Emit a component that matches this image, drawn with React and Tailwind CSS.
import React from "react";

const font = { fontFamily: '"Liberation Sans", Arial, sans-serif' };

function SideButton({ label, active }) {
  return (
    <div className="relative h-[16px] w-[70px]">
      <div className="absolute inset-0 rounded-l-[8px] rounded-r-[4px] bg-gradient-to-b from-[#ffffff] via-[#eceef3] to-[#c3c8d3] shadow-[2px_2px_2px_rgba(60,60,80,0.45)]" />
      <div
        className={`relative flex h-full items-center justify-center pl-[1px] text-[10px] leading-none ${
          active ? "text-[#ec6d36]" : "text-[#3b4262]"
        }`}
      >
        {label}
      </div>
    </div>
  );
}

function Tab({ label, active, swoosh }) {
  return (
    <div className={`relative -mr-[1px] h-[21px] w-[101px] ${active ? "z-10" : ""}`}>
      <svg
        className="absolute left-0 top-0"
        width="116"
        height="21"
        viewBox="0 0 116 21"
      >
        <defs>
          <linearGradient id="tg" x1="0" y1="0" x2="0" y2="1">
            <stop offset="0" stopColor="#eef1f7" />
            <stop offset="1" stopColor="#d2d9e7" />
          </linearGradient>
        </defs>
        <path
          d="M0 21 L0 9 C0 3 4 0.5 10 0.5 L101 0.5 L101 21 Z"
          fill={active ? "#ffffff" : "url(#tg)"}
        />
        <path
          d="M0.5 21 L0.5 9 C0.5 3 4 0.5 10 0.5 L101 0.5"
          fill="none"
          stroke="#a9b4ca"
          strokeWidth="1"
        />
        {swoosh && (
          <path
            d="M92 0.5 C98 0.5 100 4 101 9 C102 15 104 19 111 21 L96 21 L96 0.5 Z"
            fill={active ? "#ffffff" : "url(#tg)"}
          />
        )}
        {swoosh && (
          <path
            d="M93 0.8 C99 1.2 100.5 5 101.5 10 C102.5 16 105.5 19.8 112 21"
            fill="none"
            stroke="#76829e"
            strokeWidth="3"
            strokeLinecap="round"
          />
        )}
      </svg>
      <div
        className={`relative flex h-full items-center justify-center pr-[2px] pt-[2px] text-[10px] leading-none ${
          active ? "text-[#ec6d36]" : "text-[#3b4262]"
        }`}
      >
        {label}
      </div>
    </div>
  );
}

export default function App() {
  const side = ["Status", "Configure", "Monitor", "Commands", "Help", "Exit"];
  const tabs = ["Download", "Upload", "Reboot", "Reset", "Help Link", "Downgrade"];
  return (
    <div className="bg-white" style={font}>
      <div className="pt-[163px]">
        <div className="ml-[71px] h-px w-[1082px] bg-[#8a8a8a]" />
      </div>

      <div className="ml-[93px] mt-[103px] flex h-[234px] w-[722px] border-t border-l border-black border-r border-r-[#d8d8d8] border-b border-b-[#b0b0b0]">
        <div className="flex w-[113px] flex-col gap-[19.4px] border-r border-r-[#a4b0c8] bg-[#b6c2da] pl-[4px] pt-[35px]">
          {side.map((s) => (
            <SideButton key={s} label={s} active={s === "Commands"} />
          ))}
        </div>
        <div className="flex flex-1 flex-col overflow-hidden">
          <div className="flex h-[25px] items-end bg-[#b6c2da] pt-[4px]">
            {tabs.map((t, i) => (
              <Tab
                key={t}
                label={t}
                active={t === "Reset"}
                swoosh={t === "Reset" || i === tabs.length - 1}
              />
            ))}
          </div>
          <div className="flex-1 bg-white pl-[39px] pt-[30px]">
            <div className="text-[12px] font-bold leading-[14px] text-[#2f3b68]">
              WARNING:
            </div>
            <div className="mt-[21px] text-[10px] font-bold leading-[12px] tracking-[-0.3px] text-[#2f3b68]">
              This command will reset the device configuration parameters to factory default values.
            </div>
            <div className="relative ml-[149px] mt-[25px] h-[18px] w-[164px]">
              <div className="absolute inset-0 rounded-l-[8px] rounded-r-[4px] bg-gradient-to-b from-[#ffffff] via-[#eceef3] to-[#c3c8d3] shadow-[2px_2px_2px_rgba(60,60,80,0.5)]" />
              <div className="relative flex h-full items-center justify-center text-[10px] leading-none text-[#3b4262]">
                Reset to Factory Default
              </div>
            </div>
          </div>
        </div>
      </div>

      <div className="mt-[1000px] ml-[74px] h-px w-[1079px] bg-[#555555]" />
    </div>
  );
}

* _Exercise description_:
All of the lines above must be returned exactly.

* _Output for this exercise_:
Emit a component that matches this image, drawn with React and Tailwind CSS.
import React from "react";

const font = { fontFamily: '"Liberation Sans", Arial, sans-serif' };

function SideButton({ label, active }) {
  return (
    <div className="relative h-[16px] w-[70px]">
      <div className="absolute inset-0 rounded-l-[8px] rounded-r-[4px] bg-gradient-to-b from-[#ffffff] via-[#eceef3] to-[#c3c8d3] shadow-[2px_2px_2px_rgba(60,60,80,0.45)]" />
      <div
        className={`relative flex h-full items-center justify-center pl-[1px] text-[10px] leading-none ${
          active ? "text-[#ec6d36]" : "text-[#3b4262]"
        }`}
      >
        {label}
      </div>
    </div>
  );
}

function Tab({ label, active, swoosh }) {
  return (
    <div className={`relative -mr-[1px] h-[21px] w-[101px] ${active ? "z-10" : ""}`}>
      <svg
        className="absolute left-0 top-0"
        width="116"
        height="21"
        viewBox="0 0 116 21"
      >
        <defs>
          <linearGradient id="tg" x1="0" y1="0" x2="0" y2="1">
            <stop offset="0" stopColor="#eef1f7" />
            <stop offset="1" stopColor="#d2d9e7" />
          </linearGradient>
        </defs>
        <path
          d="M0 21 L0 9 C0 3 4 0.5 10 0.5 L101 0.5 L101 21 Z"
          fill={active ? "#ffffff" : "url(#tg)"}
        />
        <path
          d="M0.5 21 L0.5 9 C0.5 3 4 0.5 10 0.5 L101 0.5"
          fill="none"
          stroke="#a9b4ca"
          strokeWidth="1"
        />
        {swoosh && (
          <path
            d="M92 0.5 C98 0.5 100 4 101 9 C102 15 104 19 111 21 L96 21 L96 0.5 Z"
            fill={active ? "#ffffff" : "url(#tg)"}
          />
        )}
        {swoosh && (
          <path
            d="M93 0.8 C99 1.2 100.5 5 101.5 10 C102.5 16 105.5 19.8 112 21"
            fill="none"
            stroke="#76829e"
            strokeWidth="3"
            strokeLinecap="round"
          />
        )}
      </svg>
      <div
        className={`relative flex h-full items-center justify-center pr-[2px] pt-[2px] text-[10px] leading-none ${
          active ? "text-[#ec6d36]" : "text-[#3b4262]"
        }`}
      >
        {label}
      </div>
    </div>
  );
}

export default function App() {
  const side = ["Status", "Configure", "Monitor", "Commands", "Help", "Exit"];
  const tabs = ["Download", "Upload", "Reboot", "Reset", "Help Link", "Downgrade"];
  return (
    <div className="bg-white" style={font}>
      <div className="pt-[163px]">
        <div className="ml-[71px] h-px w-[1082px] bg-[#8a8a8a]" />
      </div>

      <div className="ml-[93px] mt-[103px] flex h-[234px] w-[722px] border-t border-l border-black border-r border-r-[#d8d8d8] border-b border-b-[#b0b0b0]">
        <div className="flex w-[113px] flex-col gap-[19.4px] border-r border-r-[#a4b0c8] bg-[#b6c2da] pl-[4px] pt-[35px]">
          {side.map((s) => (
            <SideButton key={s} label={s} active={s === "Commands"} />
          ))}
        </div>
        <div className="flex flex-1 flex-col overflow-hidden">
          <div className="flex h-[25px] items-end bg-[#b6c2da] pt-[4px]">
            {tabs.map((t, i) => (
              <Tab
                key={t}
                label={t}
                active={t === "Reset"}
                swoosh={t === "Reset" || i === tabs.length - 1}
              />
            ))}
          </div>
          <div className="flex-1 bg-white pl-[39px] pt-[30px]">
            <div className="text-[12px] font-bold leading-[14px] text-[#2f3b68]">
              WARNING:
            </div>
            <div className="mt-[21px] text-[10px] font-bold leading-[12px] tracking-[-0.3px] text-[#2f3b68]">
              This command will reset the device configuration parameters to factory default values.
            </div>
            <div className="relative ml-[149px] mt-[25px] h-[18px] w-[164px]">
              <div className="absolute inset-0 rounded-l-[8px] rounded-r-[4px] bg-gradient-to-b from-[#ffffff] via-[#eceef3] to-[#c3c8d3] shadow-[2px_2px_2px_rgba(60,60,80,0.5)]" />
              <div className="relative flex h-full items-center justify-center text-[10px] leading-none text-[#3b4262]">
                Reset to Factory Default
              </div>
            </div>
          </div>
        </div>
      </div>

      <div className="mt-[1000px] ml-[74px] h-px w-[1079px] bg-[#555555]" />
    </div>
  );
}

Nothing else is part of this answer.